Rolling positions are defined as 'small funds, high leverage, all-in on the spot, liquidation stop-loss, and adding positions with floating profits.' Generally, a leverage of 10 times is chosen, with liquidation occurring at a 10% drop from the peak.
The advantage is that in a one-sided market, it can quickly realize a hundredfold myth. After using rolling positions, there is no longer fear of price fluctuations, as there is only one top in a bull market, and regardless of how much it retraces, it will rise again.
The downside is that it is a matter of life and death, only effective in one-sided markets; you must use small funds that won’t hurt if lost. It mainly depends on opportunities, and only a few insightful individuals can achieve great success.
The difficulty lies in the fact that when opportunities arise, it tests one’s courage and mindset.
Why has the rolling position method only recently been introduced? It is because the rolling position method is effective in a bull market with one-sided trends. The crypto world has seen overnight wealth during the 519 incident; it was only later understood that it was the one-sided market that made it possible, while the non-one-sided market ultimately led to losses. Circumstances create heroes; the same method can have vastly different outcomes in different market conditions. When the wind blows, even pigs standing in the wind can fly; but once the wind stops, it’s the flying pigs that will fall.
Several FAQs about the rolling position method.
How much capital is suitable for rolling positions? It is generally suitable for small funds, typically choosing an amount you can afford to lose, preferably not exceeding 10% of the principal.
Which varieties are suitable for rolling positions? Generally, it is suitable for large market cap varieties that only rise and do not fall or are not easily manipulated, such as Bitcoin, Ethereum, US stock indices, etc. Playing with altcoins carries higher risks.
What leverage should be chosen for rolling positions? Generally, a leverage of 10 times is chosen, with liquidation occurring at a 10% drop from the peak; the larger the leverage, the higher the risk.
How to operate rolling positions in the crypto market? Generally, choose the full contract mode, where floating profits can be used as margin to increase positions. If you choose the incremental position mode, you need to close profitable positions before continuing to open new ones.
When is it necessary to withdraw from rolling positions? When there are substantial profits, you can first withdraw the principal, and later, when profits are greater, you can withdraw a portion of the funds.

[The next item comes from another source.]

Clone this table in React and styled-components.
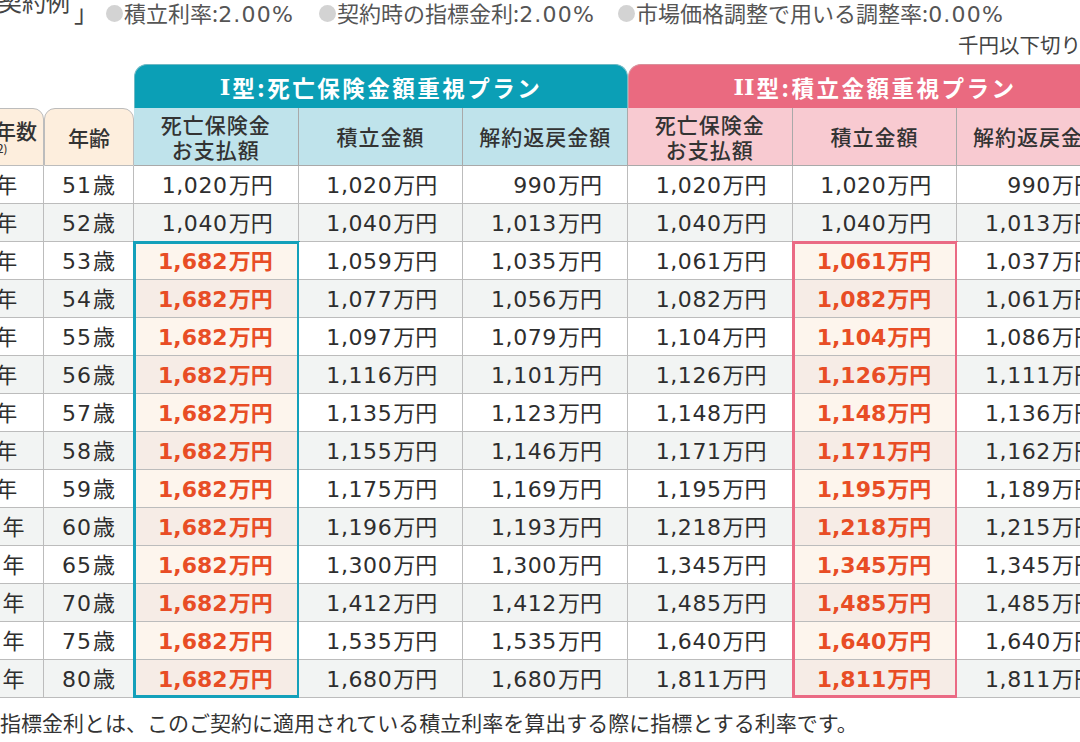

How powerful is a rolling position? Generally speaking, in a smooth one-sided market, if it rises by 50%, rolling positions can achieve a maximum profit of 100 times.
Remember, the rolling position method is the fastest way to get rich. However, it is only effective in one-sided markets, especially for small retail investors. It is the quickest method to achieve a turnaround and class leap. If the retail investors want to learn, they might as well take out 100 units to try. If learned, it will benefit for a lifetime; if not, only a small loss.
The rolling position method can indeed lead to sudden wealth, but it is also very difficult and requires a skilled individual who can seize opportunities. Otherwise, if leverage is not well controlled, a single retracement can lead to total liquidation.
A simpler explanation for rolling positions is that it favors the bold and starves the timid. If a rolling position fails once, it’s game over. No matter how much was earned beforehand, a single failure means game over, and crucially, rolling positions can repeatedly undermine one’s mindset. The difficulty lies in judging the larger market conditions. Rolling positions literally mean continuously rolling your position.
Friendly advice: when judging that the market conditions are good, rolling positions should still be used sparingly. Roll 2 to 3 times, and take profits when available. We often hear 'add positions with floating profits,' but it is often followed by 'a total loss.' Here, adding positions with floating profits is not mindless rolling but rather rolling at critical moments.
The rolling position method, simply put, is 'small funds, high leverage, all-in on the spot, liquidation stop-loss, and adding positions with floating profits.' The rolling position method is a matter of life and death; most players will quickly lose everything, but in a one-sided market, the rolling position method is the fastest way to achieve a hundredfold gain. It is a lifeline in a situation of life and death, the so-called circumstances create heroes.
However, the actual operation of the rolling position method is not easy; it requires courage, timing, and personal insight. Remember the key points: use small funds to roll, make use of trial-and-error opportunities, and use ten times leverage, withdrawing the principal after doubling, etc.
In my spare time, I started to seriously study trading books, researching what the most correct operating methods are, what seems correct but is actually wrong, and the pros and cons of each operating technique, thus creating a trading system suitable for the characteristics of the crypto world.